» BRIEF:
Copy out all the lines where "this" shows up.

» THE INPUT:
────────
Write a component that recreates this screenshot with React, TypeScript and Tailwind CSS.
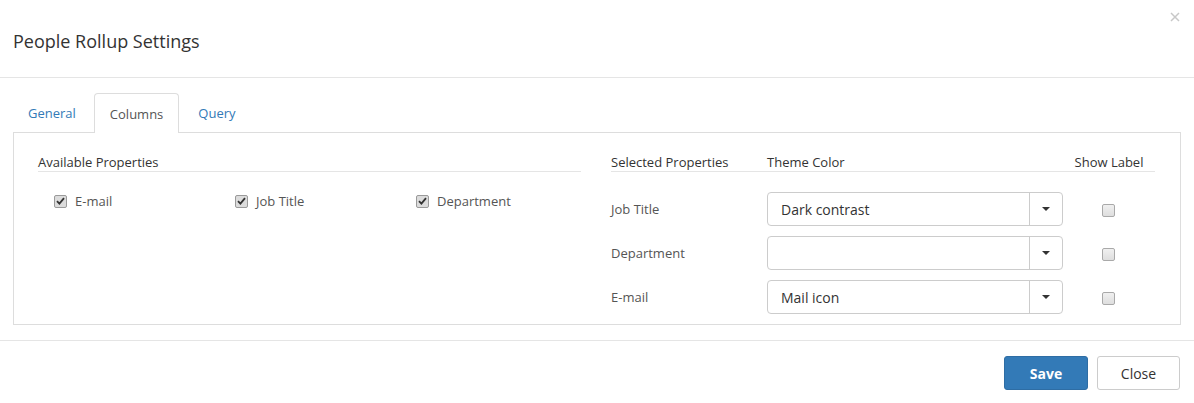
────────
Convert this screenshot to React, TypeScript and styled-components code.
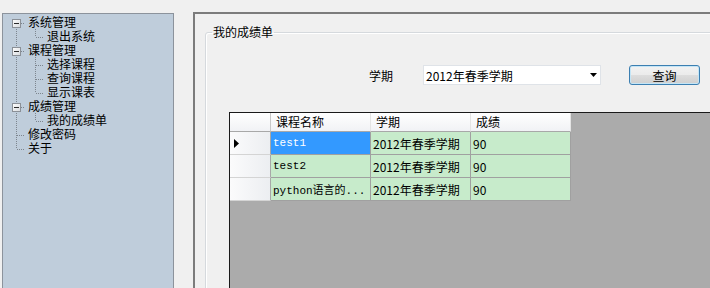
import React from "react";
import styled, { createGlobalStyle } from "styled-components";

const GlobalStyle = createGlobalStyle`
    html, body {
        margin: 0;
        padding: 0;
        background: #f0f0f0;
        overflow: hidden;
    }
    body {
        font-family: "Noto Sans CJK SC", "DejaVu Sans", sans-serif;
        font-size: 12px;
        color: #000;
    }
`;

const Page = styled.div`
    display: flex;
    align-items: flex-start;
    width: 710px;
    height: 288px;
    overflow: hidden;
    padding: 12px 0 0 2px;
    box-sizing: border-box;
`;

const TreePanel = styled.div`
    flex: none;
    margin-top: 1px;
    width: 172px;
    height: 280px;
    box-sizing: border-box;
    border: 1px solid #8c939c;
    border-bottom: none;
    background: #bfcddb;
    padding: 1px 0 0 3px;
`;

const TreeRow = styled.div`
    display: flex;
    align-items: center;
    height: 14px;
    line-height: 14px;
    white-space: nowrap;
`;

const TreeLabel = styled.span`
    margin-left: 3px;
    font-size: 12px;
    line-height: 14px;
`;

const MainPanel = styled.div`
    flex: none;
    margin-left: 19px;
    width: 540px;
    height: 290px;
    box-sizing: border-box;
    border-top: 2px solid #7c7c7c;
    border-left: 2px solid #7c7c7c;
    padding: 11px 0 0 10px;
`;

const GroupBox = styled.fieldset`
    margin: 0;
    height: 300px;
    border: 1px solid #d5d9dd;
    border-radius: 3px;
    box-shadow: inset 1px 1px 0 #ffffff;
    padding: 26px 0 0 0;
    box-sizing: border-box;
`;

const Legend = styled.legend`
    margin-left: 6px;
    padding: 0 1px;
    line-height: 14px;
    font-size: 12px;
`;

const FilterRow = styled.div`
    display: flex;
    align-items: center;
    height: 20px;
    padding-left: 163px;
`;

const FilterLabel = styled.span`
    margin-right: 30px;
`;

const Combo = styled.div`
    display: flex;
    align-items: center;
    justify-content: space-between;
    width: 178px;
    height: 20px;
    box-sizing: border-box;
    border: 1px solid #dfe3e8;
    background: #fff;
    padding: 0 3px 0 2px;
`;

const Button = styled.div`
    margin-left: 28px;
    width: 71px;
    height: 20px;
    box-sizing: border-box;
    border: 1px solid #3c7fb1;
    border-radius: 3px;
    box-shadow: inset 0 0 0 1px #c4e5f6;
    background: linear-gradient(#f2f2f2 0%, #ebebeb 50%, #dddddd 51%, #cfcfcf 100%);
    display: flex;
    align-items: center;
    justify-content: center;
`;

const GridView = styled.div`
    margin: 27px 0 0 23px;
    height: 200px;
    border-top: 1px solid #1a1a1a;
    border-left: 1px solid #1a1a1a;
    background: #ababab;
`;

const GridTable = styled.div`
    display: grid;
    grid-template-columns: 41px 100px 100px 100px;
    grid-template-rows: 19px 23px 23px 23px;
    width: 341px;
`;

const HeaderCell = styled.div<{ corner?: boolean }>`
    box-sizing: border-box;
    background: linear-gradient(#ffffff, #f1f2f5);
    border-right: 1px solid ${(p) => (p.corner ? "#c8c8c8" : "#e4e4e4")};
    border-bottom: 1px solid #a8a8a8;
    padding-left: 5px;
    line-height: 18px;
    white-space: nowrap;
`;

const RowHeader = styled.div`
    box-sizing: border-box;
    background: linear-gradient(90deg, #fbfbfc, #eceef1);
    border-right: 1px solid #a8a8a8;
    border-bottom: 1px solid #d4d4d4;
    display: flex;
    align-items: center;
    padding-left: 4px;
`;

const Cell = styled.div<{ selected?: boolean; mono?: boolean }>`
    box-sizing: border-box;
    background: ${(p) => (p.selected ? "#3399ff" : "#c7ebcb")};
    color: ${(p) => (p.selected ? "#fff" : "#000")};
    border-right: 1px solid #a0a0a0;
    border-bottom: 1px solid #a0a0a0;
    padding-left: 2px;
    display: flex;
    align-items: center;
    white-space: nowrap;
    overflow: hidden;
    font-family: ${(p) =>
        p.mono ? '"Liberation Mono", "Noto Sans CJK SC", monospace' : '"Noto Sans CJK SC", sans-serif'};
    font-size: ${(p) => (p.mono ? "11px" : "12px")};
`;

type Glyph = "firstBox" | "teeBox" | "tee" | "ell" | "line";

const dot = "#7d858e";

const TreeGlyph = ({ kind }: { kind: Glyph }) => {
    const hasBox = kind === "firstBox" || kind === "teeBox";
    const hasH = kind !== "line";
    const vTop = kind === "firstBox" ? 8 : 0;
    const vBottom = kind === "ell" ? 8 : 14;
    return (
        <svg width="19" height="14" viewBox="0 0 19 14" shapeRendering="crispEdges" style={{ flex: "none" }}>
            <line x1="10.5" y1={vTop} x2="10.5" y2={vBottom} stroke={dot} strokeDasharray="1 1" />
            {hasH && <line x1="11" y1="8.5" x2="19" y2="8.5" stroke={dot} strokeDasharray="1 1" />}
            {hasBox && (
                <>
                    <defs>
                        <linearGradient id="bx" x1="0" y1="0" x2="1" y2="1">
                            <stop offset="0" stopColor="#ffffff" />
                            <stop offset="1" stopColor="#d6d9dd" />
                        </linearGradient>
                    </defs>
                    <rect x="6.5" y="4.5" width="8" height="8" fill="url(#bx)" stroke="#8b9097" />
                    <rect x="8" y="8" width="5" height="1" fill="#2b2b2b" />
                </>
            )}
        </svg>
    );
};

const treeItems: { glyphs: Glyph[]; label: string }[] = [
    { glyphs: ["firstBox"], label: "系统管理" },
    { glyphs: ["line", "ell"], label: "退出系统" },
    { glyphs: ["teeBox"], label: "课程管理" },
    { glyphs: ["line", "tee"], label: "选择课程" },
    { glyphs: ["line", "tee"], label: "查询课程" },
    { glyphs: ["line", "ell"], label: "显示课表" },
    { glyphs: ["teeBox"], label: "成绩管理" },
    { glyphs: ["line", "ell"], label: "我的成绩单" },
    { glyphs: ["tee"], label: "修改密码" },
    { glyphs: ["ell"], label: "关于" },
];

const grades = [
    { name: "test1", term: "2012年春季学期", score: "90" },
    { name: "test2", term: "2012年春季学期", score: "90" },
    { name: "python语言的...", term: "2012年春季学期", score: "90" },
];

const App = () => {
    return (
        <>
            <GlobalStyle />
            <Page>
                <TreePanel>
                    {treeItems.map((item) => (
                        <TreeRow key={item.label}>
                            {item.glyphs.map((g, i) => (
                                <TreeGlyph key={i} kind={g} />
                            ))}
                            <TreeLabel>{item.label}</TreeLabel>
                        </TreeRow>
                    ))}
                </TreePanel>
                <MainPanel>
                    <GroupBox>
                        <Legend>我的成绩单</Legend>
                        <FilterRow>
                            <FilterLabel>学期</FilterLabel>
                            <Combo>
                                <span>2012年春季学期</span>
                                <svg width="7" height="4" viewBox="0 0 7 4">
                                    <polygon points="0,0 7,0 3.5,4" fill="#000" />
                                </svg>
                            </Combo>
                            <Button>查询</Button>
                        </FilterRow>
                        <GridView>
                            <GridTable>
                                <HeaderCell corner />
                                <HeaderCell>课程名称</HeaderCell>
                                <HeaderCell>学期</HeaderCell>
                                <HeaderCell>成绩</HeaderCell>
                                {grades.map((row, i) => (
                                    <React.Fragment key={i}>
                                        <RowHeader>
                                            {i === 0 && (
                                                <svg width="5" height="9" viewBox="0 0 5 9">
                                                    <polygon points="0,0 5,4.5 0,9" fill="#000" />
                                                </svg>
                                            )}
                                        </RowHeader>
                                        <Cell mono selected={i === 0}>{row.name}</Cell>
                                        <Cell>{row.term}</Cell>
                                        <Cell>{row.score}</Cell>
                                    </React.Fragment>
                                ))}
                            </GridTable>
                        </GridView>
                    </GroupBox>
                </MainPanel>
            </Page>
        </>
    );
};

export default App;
────────
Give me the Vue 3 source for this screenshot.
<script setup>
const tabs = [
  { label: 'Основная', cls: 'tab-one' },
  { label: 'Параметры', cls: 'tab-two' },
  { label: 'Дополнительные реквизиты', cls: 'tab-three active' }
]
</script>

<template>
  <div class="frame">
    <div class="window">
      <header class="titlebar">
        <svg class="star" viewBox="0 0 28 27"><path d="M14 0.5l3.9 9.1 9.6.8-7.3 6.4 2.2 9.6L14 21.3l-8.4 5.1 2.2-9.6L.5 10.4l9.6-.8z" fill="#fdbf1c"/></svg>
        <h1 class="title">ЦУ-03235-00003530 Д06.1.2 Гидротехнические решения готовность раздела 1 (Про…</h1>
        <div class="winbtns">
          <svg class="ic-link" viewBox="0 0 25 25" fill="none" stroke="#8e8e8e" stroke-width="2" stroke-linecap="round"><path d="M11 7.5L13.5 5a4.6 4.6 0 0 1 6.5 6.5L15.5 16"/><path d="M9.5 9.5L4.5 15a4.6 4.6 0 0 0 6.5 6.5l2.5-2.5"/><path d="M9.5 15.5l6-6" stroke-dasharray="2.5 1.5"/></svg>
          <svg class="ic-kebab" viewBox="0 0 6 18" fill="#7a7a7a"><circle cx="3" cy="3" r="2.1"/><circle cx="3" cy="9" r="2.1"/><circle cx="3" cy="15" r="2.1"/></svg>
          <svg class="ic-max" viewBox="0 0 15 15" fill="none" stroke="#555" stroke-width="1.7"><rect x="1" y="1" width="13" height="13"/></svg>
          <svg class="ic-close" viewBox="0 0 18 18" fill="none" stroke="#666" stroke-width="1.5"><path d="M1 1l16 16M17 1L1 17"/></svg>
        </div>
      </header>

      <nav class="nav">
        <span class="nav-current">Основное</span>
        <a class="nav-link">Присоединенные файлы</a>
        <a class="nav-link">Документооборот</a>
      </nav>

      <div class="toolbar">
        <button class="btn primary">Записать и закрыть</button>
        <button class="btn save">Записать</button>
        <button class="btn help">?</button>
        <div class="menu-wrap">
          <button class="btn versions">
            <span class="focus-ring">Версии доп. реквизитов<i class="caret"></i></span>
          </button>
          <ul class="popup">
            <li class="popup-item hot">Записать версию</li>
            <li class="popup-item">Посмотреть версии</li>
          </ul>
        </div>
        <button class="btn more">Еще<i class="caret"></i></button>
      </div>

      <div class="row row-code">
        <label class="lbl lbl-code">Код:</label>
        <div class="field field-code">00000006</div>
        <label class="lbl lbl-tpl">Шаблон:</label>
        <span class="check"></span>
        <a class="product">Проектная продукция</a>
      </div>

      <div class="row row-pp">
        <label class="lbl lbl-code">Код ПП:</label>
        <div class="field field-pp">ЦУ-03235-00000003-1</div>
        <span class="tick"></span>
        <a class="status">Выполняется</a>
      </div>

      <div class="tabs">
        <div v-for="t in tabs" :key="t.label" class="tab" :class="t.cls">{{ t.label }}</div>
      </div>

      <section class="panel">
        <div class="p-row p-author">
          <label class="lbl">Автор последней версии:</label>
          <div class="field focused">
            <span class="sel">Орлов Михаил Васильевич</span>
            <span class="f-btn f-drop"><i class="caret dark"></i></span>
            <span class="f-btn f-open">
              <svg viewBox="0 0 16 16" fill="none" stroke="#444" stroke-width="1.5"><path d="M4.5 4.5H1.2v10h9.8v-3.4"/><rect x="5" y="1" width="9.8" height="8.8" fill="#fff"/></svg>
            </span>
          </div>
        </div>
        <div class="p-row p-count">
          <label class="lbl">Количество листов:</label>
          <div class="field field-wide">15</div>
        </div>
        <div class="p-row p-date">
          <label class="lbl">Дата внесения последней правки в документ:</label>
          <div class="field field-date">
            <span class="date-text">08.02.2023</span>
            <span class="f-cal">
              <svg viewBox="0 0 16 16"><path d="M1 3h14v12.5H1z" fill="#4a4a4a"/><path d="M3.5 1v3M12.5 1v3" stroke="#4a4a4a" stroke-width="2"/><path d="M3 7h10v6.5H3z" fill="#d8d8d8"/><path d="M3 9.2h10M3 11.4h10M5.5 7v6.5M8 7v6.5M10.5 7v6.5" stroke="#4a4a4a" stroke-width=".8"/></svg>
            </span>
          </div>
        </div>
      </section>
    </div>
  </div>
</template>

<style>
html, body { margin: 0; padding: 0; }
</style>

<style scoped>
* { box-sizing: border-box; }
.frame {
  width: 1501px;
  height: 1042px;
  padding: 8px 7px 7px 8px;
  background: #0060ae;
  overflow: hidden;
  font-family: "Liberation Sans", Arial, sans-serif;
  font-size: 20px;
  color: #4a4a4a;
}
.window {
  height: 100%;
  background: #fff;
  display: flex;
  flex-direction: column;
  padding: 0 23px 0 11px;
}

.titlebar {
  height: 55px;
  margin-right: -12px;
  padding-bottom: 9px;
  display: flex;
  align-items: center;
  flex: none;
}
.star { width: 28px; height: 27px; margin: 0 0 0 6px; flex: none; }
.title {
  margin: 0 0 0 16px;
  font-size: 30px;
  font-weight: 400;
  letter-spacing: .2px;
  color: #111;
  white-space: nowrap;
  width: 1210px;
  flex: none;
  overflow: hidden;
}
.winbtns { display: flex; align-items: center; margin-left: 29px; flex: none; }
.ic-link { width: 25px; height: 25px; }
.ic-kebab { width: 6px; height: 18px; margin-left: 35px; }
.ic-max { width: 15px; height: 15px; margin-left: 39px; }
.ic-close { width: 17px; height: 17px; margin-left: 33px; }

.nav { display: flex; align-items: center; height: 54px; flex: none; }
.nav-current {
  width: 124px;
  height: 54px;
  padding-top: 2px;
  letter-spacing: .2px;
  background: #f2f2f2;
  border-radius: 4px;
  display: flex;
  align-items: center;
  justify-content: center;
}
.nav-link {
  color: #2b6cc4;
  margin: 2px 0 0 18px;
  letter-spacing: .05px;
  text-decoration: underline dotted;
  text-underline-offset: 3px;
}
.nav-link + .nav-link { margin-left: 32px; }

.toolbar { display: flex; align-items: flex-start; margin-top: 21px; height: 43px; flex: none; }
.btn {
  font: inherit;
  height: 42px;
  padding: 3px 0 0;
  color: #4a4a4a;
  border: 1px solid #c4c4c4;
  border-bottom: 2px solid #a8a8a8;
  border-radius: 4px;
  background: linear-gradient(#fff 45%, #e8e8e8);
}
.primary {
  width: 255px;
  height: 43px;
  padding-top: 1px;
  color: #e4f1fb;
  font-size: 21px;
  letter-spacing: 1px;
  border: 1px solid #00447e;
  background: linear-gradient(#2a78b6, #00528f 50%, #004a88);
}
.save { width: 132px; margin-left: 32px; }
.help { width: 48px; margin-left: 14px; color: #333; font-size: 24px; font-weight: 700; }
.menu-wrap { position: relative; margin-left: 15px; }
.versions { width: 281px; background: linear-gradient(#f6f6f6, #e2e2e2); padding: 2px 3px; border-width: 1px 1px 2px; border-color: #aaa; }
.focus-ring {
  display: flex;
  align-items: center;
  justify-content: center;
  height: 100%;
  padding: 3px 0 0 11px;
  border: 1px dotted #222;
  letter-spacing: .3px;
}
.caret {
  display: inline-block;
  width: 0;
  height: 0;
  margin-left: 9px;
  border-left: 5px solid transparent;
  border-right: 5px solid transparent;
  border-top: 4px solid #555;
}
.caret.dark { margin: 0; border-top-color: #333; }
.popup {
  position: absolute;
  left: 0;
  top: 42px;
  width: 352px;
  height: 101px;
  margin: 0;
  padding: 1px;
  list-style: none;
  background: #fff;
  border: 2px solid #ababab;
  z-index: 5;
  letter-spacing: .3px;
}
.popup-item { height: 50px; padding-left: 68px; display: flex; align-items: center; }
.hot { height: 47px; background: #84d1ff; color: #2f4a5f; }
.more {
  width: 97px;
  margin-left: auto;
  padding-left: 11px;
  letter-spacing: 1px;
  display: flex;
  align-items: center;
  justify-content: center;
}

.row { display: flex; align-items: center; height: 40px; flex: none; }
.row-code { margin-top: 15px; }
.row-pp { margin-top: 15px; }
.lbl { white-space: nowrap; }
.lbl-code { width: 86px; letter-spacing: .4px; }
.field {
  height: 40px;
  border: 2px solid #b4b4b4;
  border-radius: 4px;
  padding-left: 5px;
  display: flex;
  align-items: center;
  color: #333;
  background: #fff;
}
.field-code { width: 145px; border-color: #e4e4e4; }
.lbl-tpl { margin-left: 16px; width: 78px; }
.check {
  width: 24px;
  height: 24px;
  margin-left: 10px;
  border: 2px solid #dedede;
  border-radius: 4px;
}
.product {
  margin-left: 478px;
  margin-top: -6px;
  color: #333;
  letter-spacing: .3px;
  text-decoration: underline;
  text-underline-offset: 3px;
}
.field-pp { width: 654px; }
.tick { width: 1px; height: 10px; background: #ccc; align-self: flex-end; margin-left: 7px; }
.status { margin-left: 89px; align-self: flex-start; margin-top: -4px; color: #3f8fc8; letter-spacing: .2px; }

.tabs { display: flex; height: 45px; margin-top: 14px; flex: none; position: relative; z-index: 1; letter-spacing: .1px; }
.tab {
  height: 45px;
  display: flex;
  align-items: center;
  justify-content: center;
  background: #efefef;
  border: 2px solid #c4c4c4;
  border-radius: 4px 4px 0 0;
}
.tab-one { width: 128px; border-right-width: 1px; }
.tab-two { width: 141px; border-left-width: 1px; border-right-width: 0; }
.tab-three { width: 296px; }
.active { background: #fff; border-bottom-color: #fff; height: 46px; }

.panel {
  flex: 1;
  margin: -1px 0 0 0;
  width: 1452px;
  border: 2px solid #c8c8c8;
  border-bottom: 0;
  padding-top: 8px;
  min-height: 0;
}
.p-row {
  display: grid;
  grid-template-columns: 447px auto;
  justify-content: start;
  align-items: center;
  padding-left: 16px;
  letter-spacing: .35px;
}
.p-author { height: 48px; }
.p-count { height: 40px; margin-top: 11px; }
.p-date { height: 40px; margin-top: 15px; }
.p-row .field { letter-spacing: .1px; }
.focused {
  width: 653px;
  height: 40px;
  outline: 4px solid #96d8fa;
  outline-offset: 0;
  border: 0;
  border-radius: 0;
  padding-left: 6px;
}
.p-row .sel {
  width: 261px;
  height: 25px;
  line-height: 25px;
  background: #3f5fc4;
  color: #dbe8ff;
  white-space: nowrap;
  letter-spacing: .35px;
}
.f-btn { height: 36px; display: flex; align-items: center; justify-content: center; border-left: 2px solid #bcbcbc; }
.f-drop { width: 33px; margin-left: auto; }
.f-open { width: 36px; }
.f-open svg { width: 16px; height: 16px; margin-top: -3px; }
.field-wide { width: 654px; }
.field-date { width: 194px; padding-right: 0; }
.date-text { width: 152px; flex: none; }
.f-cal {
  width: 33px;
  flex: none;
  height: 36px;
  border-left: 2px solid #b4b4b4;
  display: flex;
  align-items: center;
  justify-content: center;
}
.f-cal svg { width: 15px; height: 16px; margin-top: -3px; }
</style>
────────
» EXERCISE ANSWER:
Write a component that recreates this screenshot with React, TypeScript and Tailwind CSS.
Convert this screenshot to React, TypeScript and styled-components code.
Give me the Vue 3 source for this screenshot.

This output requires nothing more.